By Robert McCartney
Sunday, January 24, 2010; C01
Iwent to the March for Life rally Friday on the Mall expecting to write about its irrelevance. Isn't it quaint, I thought, that these abortion protesters show up each year on the anniversary of Roe v. Wade, even though the decision still stands after 37 years. What's more, with a Democrat in the White House likely to appoint justices who support abortion rights, surely the Supreme Court isn't going to overturn Roe in the foreseeable future.
How wrong I was. The antiabortion movement feels it's gaining strength, even if it's not yet ready to predict ultimate triumph, and Roe supporters (including me) are justifiably nervous.
As always, we in Washington enjoy an up-close view of the health of various causes because of the city's role as the nation's most important setting for political demonstrations. In this case, I was especially struck by the large number of young people among the tens of thousands at the march. It suggests that the battle over abortion will endure for a long time to come.
"We are the pro-life generation," said signs carried by the crowd, about half its members appearing to be younger than 30. There were numerous large groups of teenagers, many bused in by Roman Catholic schools and youth groups. They and their adult leaders said the youths were taught from an early age to oppose abortion.
"People our age are going to be the ones to change, to be the future leaders," said Lauren Powers, 16, who came with a group from an all-girls Catholic school in Milwaukee.
After I asked to interview them, a group of eighth-graders from St. Mark School, a private Catholic school in Catonsville, sang a song they wrote, based on a Miley Cyrus tune:
Hands up for saving the babies;
Bad doctors go away . . .
We're saving the babies;
You know they're going to be okay.
Also contributing to the confidence among abortion opponents are some recent political and judicial events. In the House version of the health-care reform bill before Congress, conservatives succeeded in inserting a remarkably strong antiabortion provision. And in November, antiabortion Republican candidates won governor's races in Virginia and New Jersey.
And although he still lacks the five votes needed to scrap Roe, which established a constitutional right to abortion in 1973, Chief Justice John G. Roberts Jr. warned explicitly in a Supreme Court decision Thursday that there was no "inexorable command" that the court must preserve past rulings.
"If you'd asked me six months ago, I'd have been discouraged. Now I'm not discouraged," especially because of the election results, said Thomas J. Hogan, a member of the board of directors of the March for Life Education and Defense Fund, which organized the rally.
Asked about the prospect of overturning Roe, he shrugged. "Will we ever attain it? Who knows," he said. "We haven't stopped," he added, and the presence of so many young people is "very promising."
Activists who support abortion rights conceded that there's less energy among young people on their side of the debate.
"Unfortunately, I feel my generation is a little complacent," said Amanda Pelletier, 20, co-director of the abortion rights group at American University. "It just doesn't seem to be a very hip issue."

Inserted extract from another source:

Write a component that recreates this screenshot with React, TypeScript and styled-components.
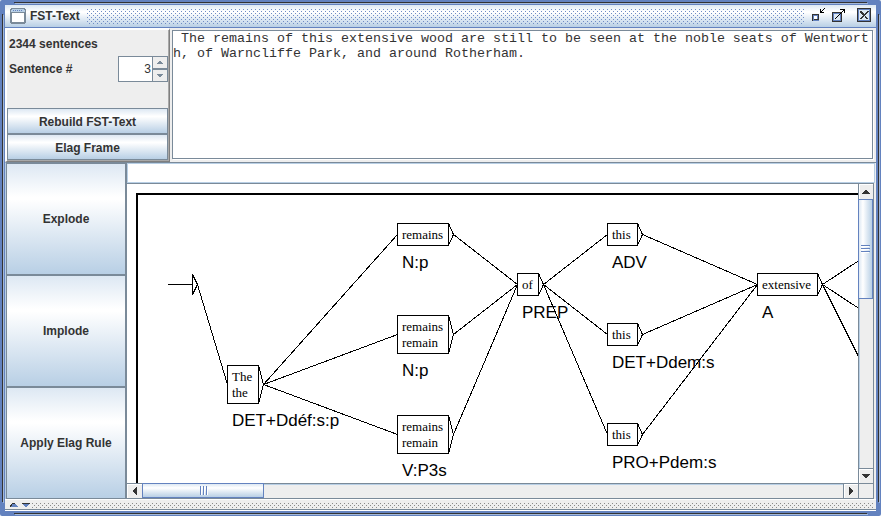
import React from "react";
import styled, { createGlobalStyle, css } from "styled-components";

const c = {
  frame: "#6382bf",
  dark: "#333333",
  steel: "#7a8a99",
  pale: "#b8cfe5",
  panel: "#eeeeee",
};

const glossy = "linear-gradient(180deg, #dde8f3 0%, #ffffff 30%, #ffffff 32%, #b8cfe5 100%)";

const bumps = (color: string) => css`
  background-image: conic-gradient(from 270deg at 1px 1px, ${color} 90deg, transparent 0),
    conic-gradient(from 270deg at 1px 1px, ${color} 90deg, transparent 0);
  background-size: 4px 4px;
  background-position: 0 0, 2px 2px;
`;

const GlobalStyle = createGlobalStyle`
  * { box-sizing: border-box; }
  body { margin: 0; background: #ffffff; }
  button, input, textarea { font: inherit; color: inherit; border-radius: 0; margin: 0; }
`;

const Frame = styled.main`
  position: relative;
  display: flex;
  flex-direction: column;
  height: 100vh;
  padding: 5px;
  border-radius: 2px;
  background: ${c.frame};
  color: ${c.dark};
  font: bold 12px/16px "Liberation Sans", Arial, sans-serif;
`;

const EdgeLine = styled.span<{ $side: "top" | "bottom" | "left" | "right" }>`
  position: absolute;
  pointer-events: none;
  ${({ $side }) =>
    $side === "top" || $side === "bottom"
      ? css`left: 14px; right: 14px; height: 1px;`
      : css`top: 14px; bottom: 14px; width: 1px;`}
  ${({ $side }) => $side}: 2px;
  background: ${c.dark};
  box-shadow: 1px 1px 0 #a3b8d8;
`;

const TitleBar = styled.header`
  display: flex;
  align-items: center;
  flex: none;
  height: 23px;
  padding: 0 4px 0 5px;
  border-bottom: 1px solid ${c.frame};
  background: linear-gradient(180deg, #dde8f3 0%, #ffffff 30%, #ffffff 34%, #b8cfe5 100%);
`;

const Title = styled.h1`
  margin: 0 7px 0 4px;
  font-size: 12px;
  line-height: 16px;
`;

const TitleBumps = styled.div`
  flex: 1;
  height: 15px;
  margin-right: 6px;
  ${bumps("#6f8cc4")}
`;

const WindowButtons = styled.div`
  display: flex;
  gap: 4px;
`;

const IconButton = styled.button<{ $last?: boolean }>`
  display: block;
  width: 16px;
  height: 16px;
  padding: 0;
  border: 0;
  background: none;
  margin-left: ${({ $last }) => ($last ? "5px" : "0")};
`;

const TopPane = styled.section`
  display: flex;
  flex: none;
  background: ${c.panel};
`;

const SentencePanel = styled.div`
  display: flex;
  flex-direction: column;
  width: 165px;
  height: 134px;
  border: 1px solid #7f7f7f;
  border-left: 2px solid #ffffff;
  border-top: 2px solid #ffffff;
  box-shadow: inset -1px -1px 0 #a8a8a8;
  padding: 0 1px 1px 0;
`;

const Count = styled.p`
  margin: 6px 0 0 2px;
`;

const SpinnerRow = styled.div`
  display: flex;
  align-items: center;
  justify-content: space-between;
  margin: 4px 0 auto 2px;
`;

const Spinner = styled.div`
  display: flex;
  height: 26px;
`;

const SpinnerInput = styled.input`
  width: 34px;
  padding: 0 1px 0 0;
  border: 1px solid ${c.steel};
  border-right: 0;
  background: #ffffff;
  font-weight: normal;
  text-align: right;
  outline: 0;
`;

const SpinnerArrows = styled.div`
  display: grid;
  grid-template-rows: 1fr 1fr;
  width: 16px;
`;

const SpinnerArrow = styled.button`
  display: grid;
  place-items: center;
  padding: 0;
  border: 1px solid ${c.steel};
  background: ${c.panel};
`;

const WideButton = styled.button`
  height: 26px;
  padding: 1px 0 0;
  border: 1px solid ${c.steel};
  background: ${glossy};
`;

const SentenceBox = styled.div`
  display: flex;
  flex: 1;
  padding: 2px 3px 3px 2px;
`;

const SentenceText = styled.textarea`
  flex: 1;
  min-width: 0;
  resize: none;
  padding: 0;
  border: 1px solid ${c.steel};
  box-shadow: 1px 1px 0 #ffffff;
  background: #ffffff;
  font: 10pt/15px "Liberation Mono", "Courier New", monospace;
  white-space: pre-wrap;
  word-break: break-all;
  overflow: hidden;
  outline: 0;
`;

const BottomPane = styled.section`
  display: flex;
  flex: 1;
  min-height: 0;
  padding: 0 1px 0 0;
  border-top: 1px solid ${c.steel};
  border-left: 1px solid ${c.pale};
  background: ${c.panel};
`;

const SideButtons = styled.nav`
  display: grid;
  grid-auto-rows: 1fr;
  flex: none;
  width: 121px;
  border-right: 1px solid ${c.steel};
`;

const SideButton = styled.button`
  padding: 0;
  border: 1px solid ${c.steel};
  background: ${glossy};
`;

const GraphPanel = styled.div`
  display: flex;
  flex-direction: column;
  flex: 1;
  min-width: 0;
`;

const FormulaInput = styled.input`
  flex: none;
  width: 100%;
  height: 20px;
  padding: 0 2px;
  border: 1px solid ${c.pale};
  background: #ffffff;
  outline: 0;
`;

const ScrollPane = styled.div`
  display: grid;
  flex: 1;
  min-height: 0;
  grid-template-columns: minmax(0, 1fr) 16px;
  grid-template-rows: minmax(0, 1fr) 16px;
  margin-right: 1px;
  border-top: 1px solid ${c.steel};
`;

const Viewport = styled.div`
  overflow: hidden;
  background: #ffffff;
`;

const Graph = styled.svg`
  display: block;
  text {
    fill: #000000;
    white-space: pre;
  }
`;

const ScrollBar = styled.div<{ $vertical?: boolean }>`
  display: flex;
  flex-direction: ${({ $vertical }) => ($vertical ? "column" : "row")};
  border: 1px solid ${c.steel};
  border-width: ${({ $vertical }) => ($vertical ? "0 1px 0 1px" : "1px 0 1px 0")};
  background: ${c.panel};
  box-shadow: inset ${({ $vertical }) => ($vertical ? "1px 0" : "0 1px")} 0 ${c.pale};
`;

const ScrollArrow = styled.button`
  display: grid;
  place-items: center;
  flex: none;
  width: 15px;
  height: 15px;
  padding: 0;
  border: 0;
  background: ${c.panel};
  box-shadow: inset 1px 1px 0 #ffffff;
`;

const VerticalArrow = styled(ScrollArrow)<{ $end?: boolean }>`
  width: 14px;
  border-top: ${({ $end }) => ($end ? `1px solid ${c.steel}` : "0")};
`;

const HorizontalArrow = styled(ScrollArrow)<{ $end?: boolean }>`
  height: 14px;
  border-left: ${({ $end }) => ($end ? `1px solid ${c.steel}` : "0")};
`;

const Track = styled.div<{ $vertical?: boolean }>`
  display: flex;
  flex: 1;
  min-width: 0;
  min-height: 0;
  flex-direction: ${({ $vertical }) => ($vertical ? "column" : "row")};
`;

const Thumb = styled.div<{ $vertical?: boolean }>`
  display: grid;
  place-items: center;
  border: 1px solid ${c.frame};
  ${({ $vertical }) =>
    $vertical
      ? css`
          height: 37%;
          margin: 0 0 0 -1px;
          background: linear-gradient(90deg, #dde8f3 0%, #ffffff 30%, #b8cfe5 100%);
        `
      : css`
          width: 122px;
          margin: -1px 0 0;
          background: linear-gradient(180deg, #dde8f3 0%, #ffffff 30%, #b8cfe5 100%);
        `}
`;

const Corner = styled.div`
  border: 1px solid ${c.steel};
  background: ${c.panel};
`;

const Divider = styled.footer`
  display: flex;
  align-items: flex-start;
  flex: none;
  height: 12px;
  padding: 2px 3px 0 3px;
  border-top: 1px solid #ffffff;
  border-bottom: 1px solid #ffffff;
  background: ${c.panel};
  box-shadow: inset 0 -1px 0 ${c.steel};
`;

const DividerButton = styled.button`
  display: block;
  width: 12px;
  height: 5px;
  padding: 0 2px;
  border: 0;
  background: none;
`;

const DividerBumps = styled.div`
  flex: 1;
  height: 5px;
  margin-top: 1px;
  ${bumps("#8a8a8a")}
`;

function Arrow({
  dir,
  size = 8,
  color = c.dark,
  edge,
}: {
  dir: "up" | "down" | "left" | "right";
  size?: number;
  color?: string;
  edge?: string;
}) {
  const half = size / 2;
  const shapes = {
    up: `M${half - 1} 0h2L${size} ${half}H0z`,
    down: `M0 0h${size}L${half + 1} ${half}h-2z`,
    left: `M0 ${half - 1}v2L${half} ${size}V0z`,
    right: `M0 0v${size}L${half} ${half + 1}v-2z`,
  };
  const flat = dir === "up" || dir === "down";
  return (
    <svg
      width={flat ? size : half}
      height={flat ? half : size}
      display="block"
      aria-hidden="true"
      shapeRendering="crispEdges"
    >
      <path d={shapes[dir]} fill={color} />
      {edge && dir === "up" && <path d={`M0 ${half}L${half - 1} 0h2`} fill="none" stroke={edge} />}
      {edge && dir === "down" && <path d={`M0 0h${size}v1H0z`} fill={edge} />}
    </svg>
  );
}

function Grip({ vertical = false }: { vertical?: boolean }) {
  return (
    <svg width="9" height="9" aria-hidden="true" shapeRendering="crispEdges">
      <path d={vertical ? "M0 2.5h8M0 5.5h8M0 8.5h8" : "M2.5 1v8M5.5 1v8M8.5 1v8"} stroke="#ffffff" />
      <path d={vertical ? "M0 1.5h9M0 4.5h9M0 7.5h9" : "M1.5 0v9M4.5 0v9M7.5 0v9"} stroke={c.frame} />
    </svg>
  );
}

type GraphNode = { id: string; x: number; y: number; w: number; words: string[]; tag: string };

const nodes: GraphNode[] = [
  { id: "the", x: 227, y: 365, w: 31, words: ["The", "the"], tag: "DET+Ddéf:s:p" },
  { id: "noun", x: 397, y: 223, w: 51, words: ["remains"], tag: "N:p" },
  { id: "noun2", x: 397, y: 315, w: 51, words: ["remains", "remain"], tag: "N:p" },
  { id: "verb", x: 397, y: 415, w: 51, words: ["remains", "remain"], tag: "V:P3s" },
  { id: "of", x: 517, y: 273, w: 21, words: ["of"], tag: "PREP" },
  { id: "adv", x: 607, y: 223, w: 30, words: ["this"], tag: "ADV" },
  { id: "det", x: 607, y: 323, w: 30, words: ["this"], tag: "DET+Ddem:s" },
  { id: "pro", x: 607, y: 423, w: 30, words: ["this"], tag: "PRO+Pdem:s" },
  { id: "ext", x: 757, y: 273, w: 60, words: ["extensive"], tag: "A" },
];

const links: [string, string][] = [
  ["the", "noun"], ["the", "noun2"], ["the", "verb"],
  ["noun", "of"], ["noun2", "of"], ["verb", "of"],
  ["of", "adv"], ["of", "det"], ["of", "pro"],
  ["adv", "ext"], ["det", "ext"], ["pro", "ext"],
];

const boxHeight = (n: GraphNode) => (n.words.length === 1 ? 22 : 38);
const middle = (n: GraphNode) => n.y + boxHeight(n) / 2;
const find = (id: string) => nodes.find((n) => n.id === id)!;

function SentenceGraph() {
  return (
    <Graph width="1600" height="900" viewBox="127 184 1600 900" role="img" aria-label="Sentence automaton">
      <path d="M1700 194H137V1000" fill="none" stroke="#000000" strokeWidth="2" />
      <g transform="translate(0.5 0.5)" fill="none" stroke="#000000" shapeRendering="crispEdges">
        <path d="M167 284H192M192 274V294L197 284z" />
        <path d="M197 284L227 384" />
        {links.map(([from, to]) => {
          const a = find(from);
          const b = find(to);
          return <path key={from + to} d={`M${a.x + a.w + 5} ${middle(a)}L${b.x} ${middle(b)}`} />;
        })}
        <path d="M822 284L892 238M822 284L892 330M822 284L892 424" />
        {nodes.map((n) => {
          const h = boxHeight(n);
          return <path key={n.id} d={`M${n.x} ${n.y}h${n.w}v${h}h${-n.w}zM${n.x + n.w} ${n.y}l5 ${h / 2}l-5 ${h / 2}`} />;
        })}
      </g>
      {nodes.map((n) => (
        <g key={n.id}>
          <g fontFamily="'Liberation Serif', 'Times New Roman', serif" fontSize="13" fontWeight="400">
            {n.words.map((word, i) => (
              <text key={word} x={n.x + 5} y={n.y + 16 + i * 16}>{word}</text>
            ))}
          </g>
          <text x={n.x + 5} y={n.y + boxHeight(n) + 23} fontFamily="'Liberation Sans', Arial, sans-serif" fontSize="17" fontWeight="400">
            {n.tag}
          </text>
        </g>
      ))}
    </Graph>
  );
}

function WindowIcon() {
  return (
    <svg width="16" height="16" aria-hidden="true" shapeRendering="crispEdges">
      <path d="M1 0h14v1h1v14h-1v1H1v-1H0V1h1z" fill={c.steel} />
      <path d="M2 1h12v1h1v2H1V2h1z" fill={c.pale} />
      <path d="M2 5h12v9H2z" fill="#ffffff" />
      <path d="M3 2.500h10" stroke={c.frame} strokeDasharray="1 1" />
    </svg>
  );
}

function MinimizeIcon() {
  return (
    <svg width="16" height="16" display="block" aria-hidden="true" shapeRendering="crispEdges">
      <path d="M1.500 6.500h6v6h-6z" fill="#ffffff" stroke={c.frame} />
      <path d="M1.500 12.500v-6h6" fill="none" stroke={c.dark} />
      <path d="M2.500 7.500h4v4h-4z" fill="#ffffff" stroke={c.frame} />
      <path d="M3 11.500h4.500V7" fill="none" stroke={c.dark} />
      <path d="M9 1h1v3h3v1H9zM10 3h1v1h-1zM11 2h1v1h-1zM12 1h1v1h-1zM13 0h1v1h-1z" fill="#000000" />
    </svg>
  );
}

function MaximizeIcon() {
  return (
    <svg width="16" height="16" display="block" aria-hidden="true" shapeRendering="crispEdges">
      <path d="M1.500 4.500h9v9h-9z" fill="#ffffff" stroke={c.dark} />
      <path d="M2.500 5.500h7v7h-7z" fill="#dde8f3" stroke={c.frame} />
      <path d="M4 10h1v1H4zM5 9h1v1H5zM6 8h1v1H6zM7 7h1v1H7zM8 6h1v1H8zM9 5h1v1H9zM10 4h1v1h-1zM11 3h1v1h-1zM12 2h1v1h-1zM9 1h5v4h-1V2H9z" fill="#000000" />
    </svg>
  );
}

function CloseIcon() {
  return (
    <svg width="16" height="16" display="block" aria-hidden="true" shapeRendering="crispEdges">
      <path d="M1.500 0.500h13v13h-13z" fill="#dde8f3" stroke={c.dark} />
      <path d="M2.500 1.500h11v11h-11z" fill="none" stroke={c.frame} />
      <path d="M4 3h2v1h1v1h1v1h1V5h1V4h1V3h2v1h-1v1h-1v1h-1v1h-1v1h1v1h1v1h1v1h-2v-1h-1V9H9V8H8v1H7v1H6v1H4v-1h1V9h1V8h1V7H6V6H5V5H4z" fill={c.dark} />
    </svg>
  );
}

export default function App() {
  return (
    <>
      <GlobalStyle />
      <Frame>
        <EdgeLine $side="top" />
        <EdgeLine $side="bottom" />
        <EdgeLine $side="left" />
        <EdgeLine $side="right" />
        <TitleBar>
          <WindowIcon />
          <Title>FST-Text</Title>
          <TitleBumps />
          <WindowButtons>
            <IconButton aria-label="Minimize"><MinimizeIcon /></IconButton>
            <IconButton aria-label="Maximize"><MaximizeIcon /></IconButton>
            <IconButton aria-label="Close" $last><CloseIcon /></IconButton>
          </WindowButtons>
        </TitleBar>

        <TopPane>
          <SentencePanel>
            <Count>2344 sentences</Count>
            <SpinnerRow>
              <label htmlFor="sentence-number">Sentence #</label>
              <Spinner>
                <SpinnerInput id="sentence-number" defaultValue="3" />
                <SpinnerArrows>
                  <SpinnerArrow aria-label="Next sentence"><Arrow dir="up" size={6} color={c.steel} /></SpinnerArrow>
                  <SpinnerArrow aria-label="Previous sentence"><Arrow dir="down" size={6} color={c.steel} /></SpinnerArrow>
                </SpinnerArrows>
              </Spinner>
            </SpinnerRow>
            <WideButton>Rebuild FST-Text</WideButton>
            <WideButton>Elag Frame</WideButton>
          </SentencePanel>
          <SentenceBox>
            <SentenceText
              aria-label="Sentence"
              spellCheck={false}
              defaultValue=" The remains of this extensive wood are still to be seen at the noble seats of Wentworth, of Warncliffe Park, and around Rotherham."
            />
          </SentenceBox>
        </TopPane>

        <BottomPane>
          <SideButtons>
            <SideButton>Explode</SideButton>
            <SideButton>Implode</SideButton>
            <SideButton>Apply Elag Rule</SideButton>
          </SideButtons>
          <GraphPanel>
            <FormulaInput aria-label="Box content" />
            <ScrollPane>
              <Viewport><SentenceGraph /></Viewport>
              <ScrollBar $vertical>
                <VerticalArrow aria-label="Scroll up"><Arrow dir="up" /></VerticalArrow>
                <Track $vertical>
                  <Thumb $vertical><Grip vertical /></Thumb>
                </Track>
                <VerticalArrow aria-label="Scroll down" $end><Arrow dir="down" /></VerticalArrow>
              </ScrollBar>
              <ScrollBar>
                <HorizontalArrow aria-label="Scroll left"><Arrow dir="left" /></HorizontalArrow>
                <Track>
                  <Thumb><Grip /></Thumb>
                </Track>
                <HorizontalArrow aria-label="Scroll right" $end><Arrow dir="right" /></HorizontalArrow>
              </ScrollBar>
              <Corner />
            </ScrollPane>
          </GraphPanel>
        </BottomPane>

        <Divider>
          <DividerButton aria-label="Collapse up"><Arrow dir="up" color={c.frame} edge={c.dark} /></DividerButton>
          <DividerButton aria-label="Collapse down"><Arrow dir="down" color={c.frame} edge={c.dark} /></DividerButton>
          <DividerBumps />
        </Divider>
      </Frame>
    </>
  );
}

Erin Matson, action vice president for the National Organization for Women, said that the current political climate is "terrifically hostile" to abortion rights and that her group hopes to organize a national march similar to a huge rally for NOW's side of the issue in 2004.
Matson criticized President Obama and Democrats in Congress for having "put forth the most punitive proposed restrictions on abortion in my lifetime." She referred to the provision in the House bill sponsored by Rep. Bart Stupak (D-Mich.), which would prevent women who receive federal insurance subsidies from buying insurance that pays for abortions.
Matson and Pelletier were among fewer than 100 abortion-rights supporters who demonstrated in front of the Supreme Court on the anniversary of Roe.
Young people in the March for Life said they thought they were more opposed to abortion than people in their parents' generation because they had more information about the issue, in part because of their education.
"We start learning early on why it's wrong. I don't think they got the chance to do that," said Kelly Brennan, 17, who came here with a group from Archbishop Ryan High School in Philadelphia.
Although all of the school and youth group trips were voluntary, one adult leader said she'd urged the students to come because of her own deep feelings.
"I've seen the pain that abortion causes women," said Michelle Fabian, youth minister of St. Catherine of Siena Church in Lancaster County, Pa. She said her mother still "can't listen to a vacuum cleaner without shuddering" because it reminds her of the equipment used when she had an abortion before Fabian was born.
When feelings run that raw, this issue could stir controversy for 37 years more.